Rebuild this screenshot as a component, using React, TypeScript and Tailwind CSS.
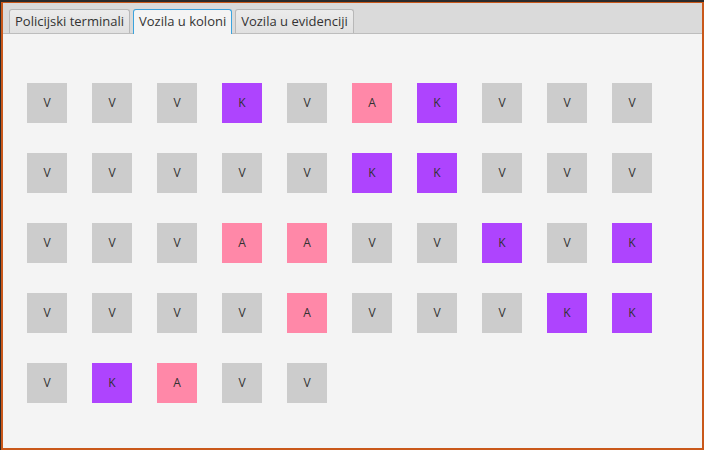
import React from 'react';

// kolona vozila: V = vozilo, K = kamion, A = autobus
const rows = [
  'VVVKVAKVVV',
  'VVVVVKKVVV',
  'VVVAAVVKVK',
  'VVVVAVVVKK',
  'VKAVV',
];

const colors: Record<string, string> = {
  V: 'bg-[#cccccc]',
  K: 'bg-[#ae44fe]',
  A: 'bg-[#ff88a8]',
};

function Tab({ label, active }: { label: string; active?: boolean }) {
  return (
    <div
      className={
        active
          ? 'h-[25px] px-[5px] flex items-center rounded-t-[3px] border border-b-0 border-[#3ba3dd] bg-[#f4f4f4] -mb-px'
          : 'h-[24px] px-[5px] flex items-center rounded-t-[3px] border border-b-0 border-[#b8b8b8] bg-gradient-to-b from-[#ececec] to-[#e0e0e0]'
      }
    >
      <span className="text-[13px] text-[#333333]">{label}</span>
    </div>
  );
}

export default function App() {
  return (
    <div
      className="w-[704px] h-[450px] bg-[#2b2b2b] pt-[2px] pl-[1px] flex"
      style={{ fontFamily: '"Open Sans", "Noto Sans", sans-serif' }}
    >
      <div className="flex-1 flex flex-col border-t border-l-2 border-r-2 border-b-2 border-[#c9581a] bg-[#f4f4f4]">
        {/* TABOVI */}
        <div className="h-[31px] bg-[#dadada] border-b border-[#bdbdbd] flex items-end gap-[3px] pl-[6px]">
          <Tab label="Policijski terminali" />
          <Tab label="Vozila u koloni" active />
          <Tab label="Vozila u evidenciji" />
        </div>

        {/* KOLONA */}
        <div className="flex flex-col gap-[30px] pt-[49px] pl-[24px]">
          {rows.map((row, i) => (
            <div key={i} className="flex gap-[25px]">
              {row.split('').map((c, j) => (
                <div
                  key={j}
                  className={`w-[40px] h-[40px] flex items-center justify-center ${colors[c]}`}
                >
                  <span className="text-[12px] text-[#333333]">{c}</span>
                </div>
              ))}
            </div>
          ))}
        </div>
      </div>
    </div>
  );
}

Exercise objective:
Quote the material exactly. Pictures stay out.

Final result:
Rebuild this screenshot as a component, using React, TypeScript and Tailwind CSS.
import React from 'react';

// kolona vozila: V = vozilo, K = kamion, A = autobus
const rows = [
  'VVVKVAKVVV',
  'VVVVVKKVVV',
  'VVVAAVVKVK',
  'VVVVAVVVKK',
  'VKAVV',
];

const colors: Record<string, string> = {
  V: 'bg-[#cccccc]',
  K: 'bg-[#ae44fe]',
  A: 'bg-[#ff88a8]',
};

function Tab({ label, active }: { label: string; active?: boolean }) {
  return (
    <div
      className={
        active
          ? 'h-[25px] px-[5px] flex items-center rounded-t-[3px] border border-b-0 border-[#3ba3dd] bg-[#f4f4f4] -mb-px'
          : 'h-[24px] px-[5px] flex items-center rounded-t-[3px] border border-b-0 border-[#b8b8b8] bg-gradient-to-b from-[#ececec] to-[#e0e0e0]'
      }
    >
      <span className="text-[13px] text-[#333333]">{label}</span>
    </div>
  );
}

export default function App() {
  return (
    <div
      className="w-[704px] h-[450px] bg-[#2b2b2b] pt-[2px] pl-[1px] flex"
      style={{ fontFamily: '"Open Sans", "Noto Sans", sans-serif' }}
    >
      <div className="flex-1 flex flex-col border-t border-l-2 border-r-2 border-b-2 border-[#c9581a] bg-[#f4f4f4]">
        {/* TABOVI */}
        <div className="h-[31px] bg-[#dadada] border-b border-[#bdbdbd] flex items-end gap-[3px] pl-[6px]">
          <Tab label="Policijski terminali" />
          <Tab label="Vozila u koloni" active />
          <Tab label="Vozila u evidenciji" />
        </div>

        {/* KOLONA */}
        <div className="flex flex-col gap-[30px] pt-[49px] pl-[24px]">
          {rows.map((row, i) => (
            <div key={i} className="flex gap-[25px]">
              {row.split('').map((c, j) => (
                <div
                  key={j}
                  className={`w-[40px] h-[40px] flex items-center justify-center ${colors[c]}`}
                >
                  <span className="text-[12px] text-[#333333]">{c}</span>
                </div>
              ))}
            </div>
          ))}
        </div>
      </div>
    </div>
  );
}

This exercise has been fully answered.